Monday, October 27, 2014

Partial Solar Eclipse

Last Thursday we witnessed a partial solar eclipse of the Sun- and for some reason this particular eclipse did not grab the attention of the media the way that the past few have.  It seemed that there were far more stories in the popular media for the lunar eclipse a couple weeks ago than for this event, despite the lunar eclipse happening in the middle of the night and the solar eclipse happening in mid-afternoon.  I was up at the Mount Lemmon SkyCenter with my colleagues (we streamed the eclipse live) and took the opportunity to take some images of the eclipse of my own.

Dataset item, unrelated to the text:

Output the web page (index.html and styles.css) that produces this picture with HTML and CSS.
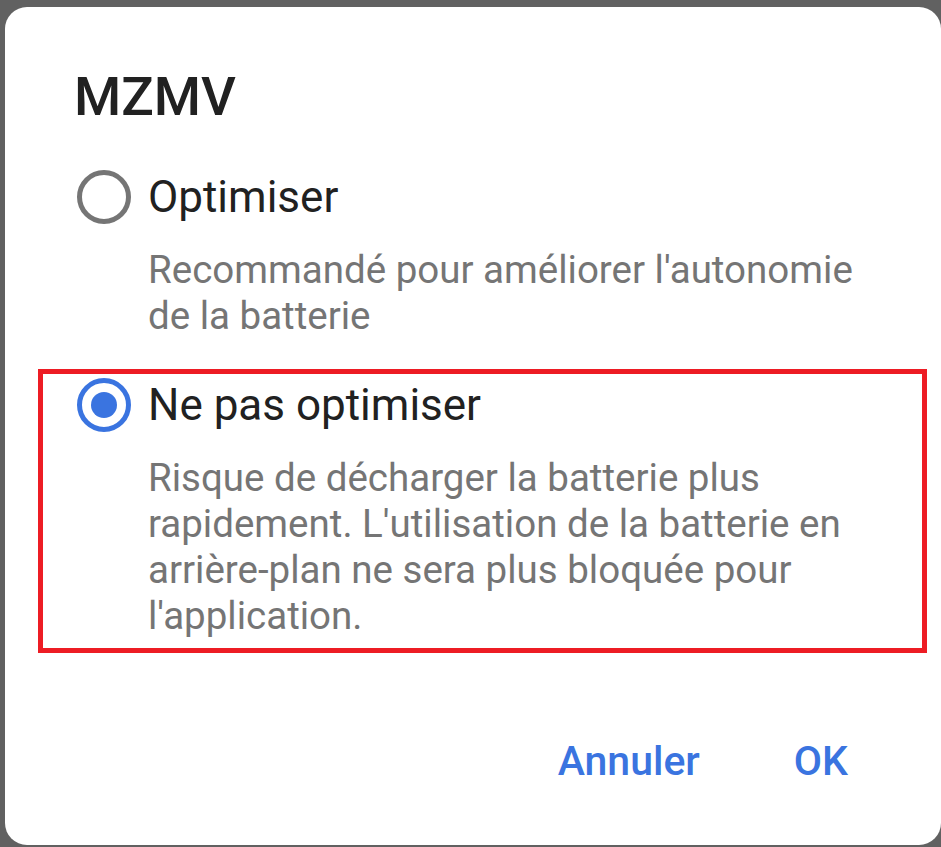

I was using my Stellarvue 90mm triplet refractor with a Lunt Solar Systems Herschel Prism and my Canon T2i.  All the images were taken at 1/4000 of a second, ISO 100 and were shot in raw format.  I was shooting at a very high shutter speed in order to try and minimize the effects of atmospheric turbulence in my images.  I later used photoshop to increase the exposure value and stretch the contrast of the images.  Overall, the seeing conditions ranged from good to spectacular during the first part of the eclipse, but as mid-eclipse approached the conditions deteriorated slightly.  Below are a few of the best images that I captured, and as always, click to enlarge.

Start of Eclipse

Sharpest of my images, quite happy with this one!

Near greatest eclipse

A nice view after maximum eclipse, atmosphere not as stable

EDIT: The large sunspot region on the face of the Sun during the eclipse, Active Region 12192, has produced (as of yesterday) 9 X-class flares and is obviously quite large.  "How large" you are wondering?...well the blog of the SDO mission has published an interesting post comparing AR 12192 to previous spots.  If you look at the graph they provide you will see that this is the largest spot region (by area) in the past two solar cycles!  They report that it is the 33rd largest on record, and within the top .01% of all spots.  Pretty impressive stuff!

We were rather lucky to have this spot during the eclipse, and even luckier that it was in the Sun's southern hemisphere and not eclipsed by the moon, making for some pretty pictures.  Looking forward to the August 2017 Total Eclipse!